Task goal
Go through the entries one line at a time, and gather every line that has the word "code".

Given records
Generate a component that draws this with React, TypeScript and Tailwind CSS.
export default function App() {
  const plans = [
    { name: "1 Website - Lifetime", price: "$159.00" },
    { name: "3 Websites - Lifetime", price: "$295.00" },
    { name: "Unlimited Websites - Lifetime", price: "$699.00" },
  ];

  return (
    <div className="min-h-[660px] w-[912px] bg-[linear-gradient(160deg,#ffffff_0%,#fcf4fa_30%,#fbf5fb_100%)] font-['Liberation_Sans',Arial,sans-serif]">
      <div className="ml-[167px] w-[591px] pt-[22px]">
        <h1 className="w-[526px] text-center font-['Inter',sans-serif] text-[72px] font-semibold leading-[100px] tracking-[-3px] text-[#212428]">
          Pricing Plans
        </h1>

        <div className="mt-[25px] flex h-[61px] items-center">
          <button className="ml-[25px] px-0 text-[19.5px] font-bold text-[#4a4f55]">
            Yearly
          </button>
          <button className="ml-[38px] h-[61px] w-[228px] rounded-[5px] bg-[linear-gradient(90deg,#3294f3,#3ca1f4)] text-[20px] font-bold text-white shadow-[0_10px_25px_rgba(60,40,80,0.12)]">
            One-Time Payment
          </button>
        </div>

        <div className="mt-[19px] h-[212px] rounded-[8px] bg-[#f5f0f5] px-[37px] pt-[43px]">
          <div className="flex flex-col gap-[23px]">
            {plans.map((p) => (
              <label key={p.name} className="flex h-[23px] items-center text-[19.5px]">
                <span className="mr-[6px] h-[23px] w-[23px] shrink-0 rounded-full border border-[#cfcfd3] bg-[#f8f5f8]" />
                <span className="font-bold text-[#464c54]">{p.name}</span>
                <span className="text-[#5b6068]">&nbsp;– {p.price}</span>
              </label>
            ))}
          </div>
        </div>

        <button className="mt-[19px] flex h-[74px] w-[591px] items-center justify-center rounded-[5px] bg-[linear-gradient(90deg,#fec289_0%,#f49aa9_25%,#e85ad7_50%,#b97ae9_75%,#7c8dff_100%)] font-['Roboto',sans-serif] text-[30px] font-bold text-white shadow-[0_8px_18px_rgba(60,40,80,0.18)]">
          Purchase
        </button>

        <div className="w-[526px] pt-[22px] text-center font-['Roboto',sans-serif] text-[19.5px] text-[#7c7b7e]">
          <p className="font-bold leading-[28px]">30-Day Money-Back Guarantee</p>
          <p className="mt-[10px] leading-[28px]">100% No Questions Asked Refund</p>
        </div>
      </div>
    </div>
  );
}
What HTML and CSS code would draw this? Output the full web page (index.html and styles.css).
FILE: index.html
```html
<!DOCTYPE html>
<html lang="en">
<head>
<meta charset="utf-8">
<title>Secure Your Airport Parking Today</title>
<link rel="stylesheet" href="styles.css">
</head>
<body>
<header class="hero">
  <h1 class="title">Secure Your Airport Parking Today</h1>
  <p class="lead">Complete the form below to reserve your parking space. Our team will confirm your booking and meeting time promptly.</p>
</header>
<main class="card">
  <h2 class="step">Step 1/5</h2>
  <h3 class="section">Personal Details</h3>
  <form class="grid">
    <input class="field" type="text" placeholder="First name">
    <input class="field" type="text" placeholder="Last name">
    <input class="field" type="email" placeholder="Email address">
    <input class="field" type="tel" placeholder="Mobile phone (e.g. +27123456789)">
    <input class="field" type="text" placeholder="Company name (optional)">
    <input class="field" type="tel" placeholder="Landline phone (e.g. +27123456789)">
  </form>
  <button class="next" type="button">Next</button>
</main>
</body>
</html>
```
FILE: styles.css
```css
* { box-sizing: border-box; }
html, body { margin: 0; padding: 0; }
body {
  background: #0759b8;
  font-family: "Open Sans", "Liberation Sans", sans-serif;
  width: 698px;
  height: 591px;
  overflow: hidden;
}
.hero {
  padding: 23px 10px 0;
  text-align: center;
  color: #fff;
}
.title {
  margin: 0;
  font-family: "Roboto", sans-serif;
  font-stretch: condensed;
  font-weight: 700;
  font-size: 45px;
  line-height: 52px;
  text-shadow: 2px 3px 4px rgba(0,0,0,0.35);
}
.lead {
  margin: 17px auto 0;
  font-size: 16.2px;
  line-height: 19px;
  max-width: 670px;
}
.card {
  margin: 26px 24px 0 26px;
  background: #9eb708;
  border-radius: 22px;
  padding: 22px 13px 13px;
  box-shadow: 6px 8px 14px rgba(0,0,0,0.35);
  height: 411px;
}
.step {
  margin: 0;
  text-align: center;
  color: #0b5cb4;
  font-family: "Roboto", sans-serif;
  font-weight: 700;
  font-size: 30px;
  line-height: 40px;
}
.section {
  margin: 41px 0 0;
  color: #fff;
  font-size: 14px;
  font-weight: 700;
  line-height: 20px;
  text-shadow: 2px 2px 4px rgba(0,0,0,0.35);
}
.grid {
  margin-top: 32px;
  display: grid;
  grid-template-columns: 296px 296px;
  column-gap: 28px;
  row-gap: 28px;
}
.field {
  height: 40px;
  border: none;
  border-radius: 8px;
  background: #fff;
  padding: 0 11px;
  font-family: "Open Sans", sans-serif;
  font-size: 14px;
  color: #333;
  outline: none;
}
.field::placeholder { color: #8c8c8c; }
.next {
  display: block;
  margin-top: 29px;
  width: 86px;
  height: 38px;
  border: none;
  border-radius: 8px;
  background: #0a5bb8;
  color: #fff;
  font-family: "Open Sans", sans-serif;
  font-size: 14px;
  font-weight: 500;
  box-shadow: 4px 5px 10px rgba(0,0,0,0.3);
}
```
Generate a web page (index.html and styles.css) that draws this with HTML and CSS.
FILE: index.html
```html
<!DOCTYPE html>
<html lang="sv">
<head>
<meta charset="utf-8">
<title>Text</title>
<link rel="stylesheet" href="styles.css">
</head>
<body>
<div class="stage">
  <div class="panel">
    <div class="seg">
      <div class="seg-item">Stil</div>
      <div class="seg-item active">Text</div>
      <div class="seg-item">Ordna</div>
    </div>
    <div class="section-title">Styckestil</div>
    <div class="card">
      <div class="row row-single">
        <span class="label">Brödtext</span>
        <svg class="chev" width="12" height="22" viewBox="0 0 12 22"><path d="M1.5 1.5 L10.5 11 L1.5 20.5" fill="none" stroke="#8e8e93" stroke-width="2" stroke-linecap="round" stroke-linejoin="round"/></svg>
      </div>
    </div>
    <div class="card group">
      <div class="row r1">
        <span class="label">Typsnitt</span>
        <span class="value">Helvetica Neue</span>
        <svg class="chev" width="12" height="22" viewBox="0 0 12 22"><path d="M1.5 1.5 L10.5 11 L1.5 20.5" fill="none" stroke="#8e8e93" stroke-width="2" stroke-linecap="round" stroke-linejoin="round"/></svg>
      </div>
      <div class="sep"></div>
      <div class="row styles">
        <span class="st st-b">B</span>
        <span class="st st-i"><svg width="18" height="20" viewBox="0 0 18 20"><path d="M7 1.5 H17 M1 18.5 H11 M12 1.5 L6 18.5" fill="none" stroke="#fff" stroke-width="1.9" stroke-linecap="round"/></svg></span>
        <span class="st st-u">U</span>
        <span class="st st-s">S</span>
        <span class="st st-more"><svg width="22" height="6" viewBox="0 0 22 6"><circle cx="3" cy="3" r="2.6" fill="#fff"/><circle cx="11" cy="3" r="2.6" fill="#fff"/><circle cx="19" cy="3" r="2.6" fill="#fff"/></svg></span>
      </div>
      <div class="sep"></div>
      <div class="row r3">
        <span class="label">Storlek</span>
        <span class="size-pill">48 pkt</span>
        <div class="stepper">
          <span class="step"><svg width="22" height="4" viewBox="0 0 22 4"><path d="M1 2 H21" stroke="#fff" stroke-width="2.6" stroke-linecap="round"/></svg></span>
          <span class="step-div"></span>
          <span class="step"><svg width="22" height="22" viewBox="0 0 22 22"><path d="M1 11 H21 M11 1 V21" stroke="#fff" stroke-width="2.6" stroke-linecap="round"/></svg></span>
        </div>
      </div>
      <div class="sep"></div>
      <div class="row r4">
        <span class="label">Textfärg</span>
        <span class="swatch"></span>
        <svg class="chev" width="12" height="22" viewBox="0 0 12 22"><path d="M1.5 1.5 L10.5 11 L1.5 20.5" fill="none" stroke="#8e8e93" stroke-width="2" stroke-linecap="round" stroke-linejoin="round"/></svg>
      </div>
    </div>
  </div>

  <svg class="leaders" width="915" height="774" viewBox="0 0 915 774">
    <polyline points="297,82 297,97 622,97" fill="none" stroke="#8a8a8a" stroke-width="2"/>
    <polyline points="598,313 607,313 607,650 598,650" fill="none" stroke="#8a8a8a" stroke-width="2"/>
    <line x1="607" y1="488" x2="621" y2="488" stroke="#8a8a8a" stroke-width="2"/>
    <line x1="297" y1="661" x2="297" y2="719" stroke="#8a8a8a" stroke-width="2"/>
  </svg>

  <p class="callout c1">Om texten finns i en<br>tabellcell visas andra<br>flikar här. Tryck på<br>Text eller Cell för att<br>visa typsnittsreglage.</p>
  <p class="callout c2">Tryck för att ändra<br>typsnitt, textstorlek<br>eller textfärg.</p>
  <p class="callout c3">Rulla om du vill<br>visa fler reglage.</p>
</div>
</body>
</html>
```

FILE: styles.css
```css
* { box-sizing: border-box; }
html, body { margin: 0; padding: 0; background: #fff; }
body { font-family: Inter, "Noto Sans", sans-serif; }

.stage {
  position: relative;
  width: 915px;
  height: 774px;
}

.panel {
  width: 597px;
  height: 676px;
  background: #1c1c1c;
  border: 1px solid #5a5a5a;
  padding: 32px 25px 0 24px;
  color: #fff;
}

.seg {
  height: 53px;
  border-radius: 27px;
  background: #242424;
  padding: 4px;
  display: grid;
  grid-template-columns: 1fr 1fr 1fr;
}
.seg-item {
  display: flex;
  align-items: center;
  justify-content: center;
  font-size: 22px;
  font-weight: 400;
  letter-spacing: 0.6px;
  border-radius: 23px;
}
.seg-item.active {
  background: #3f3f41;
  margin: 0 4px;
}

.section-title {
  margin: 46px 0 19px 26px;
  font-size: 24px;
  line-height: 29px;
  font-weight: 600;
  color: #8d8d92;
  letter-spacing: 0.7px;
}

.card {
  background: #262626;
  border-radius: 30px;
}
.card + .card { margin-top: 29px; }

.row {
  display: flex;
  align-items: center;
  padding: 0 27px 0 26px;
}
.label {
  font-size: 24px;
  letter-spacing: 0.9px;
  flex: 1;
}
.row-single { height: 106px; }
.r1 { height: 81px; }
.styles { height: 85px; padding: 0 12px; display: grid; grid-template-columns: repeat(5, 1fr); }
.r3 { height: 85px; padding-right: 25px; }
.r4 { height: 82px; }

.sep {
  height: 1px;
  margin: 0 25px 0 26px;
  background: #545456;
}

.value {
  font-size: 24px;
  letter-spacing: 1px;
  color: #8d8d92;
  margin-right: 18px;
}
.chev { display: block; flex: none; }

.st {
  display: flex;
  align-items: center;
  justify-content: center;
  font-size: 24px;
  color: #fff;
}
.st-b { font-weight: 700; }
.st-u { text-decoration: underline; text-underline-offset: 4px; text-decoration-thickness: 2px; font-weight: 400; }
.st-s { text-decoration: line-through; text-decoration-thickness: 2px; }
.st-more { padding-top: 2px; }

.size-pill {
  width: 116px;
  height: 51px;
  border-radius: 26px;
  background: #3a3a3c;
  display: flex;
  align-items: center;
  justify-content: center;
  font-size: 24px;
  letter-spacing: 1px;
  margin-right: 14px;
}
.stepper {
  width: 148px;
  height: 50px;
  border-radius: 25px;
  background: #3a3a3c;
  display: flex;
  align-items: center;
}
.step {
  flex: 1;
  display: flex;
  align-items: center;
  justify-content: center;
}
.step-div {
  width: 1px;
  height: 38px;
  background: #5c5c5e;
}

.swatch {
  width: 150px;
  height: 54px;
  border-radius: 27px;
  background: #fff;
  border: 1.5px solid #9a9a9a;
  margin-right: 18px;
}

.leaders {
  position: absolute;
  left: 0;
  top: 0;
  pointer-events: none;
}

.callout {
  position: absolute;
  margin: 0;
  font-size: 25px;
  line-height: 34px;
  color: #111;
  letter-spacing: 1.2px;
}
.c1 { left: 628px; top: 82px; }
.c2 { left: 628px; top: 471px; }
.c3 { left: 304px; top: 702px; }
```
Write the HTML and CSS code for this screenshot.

Written solution
What HTML and CSS code would draw this? Output the full web page (index.html and styles.css).
Write the HTML and CSS code for this screenshot.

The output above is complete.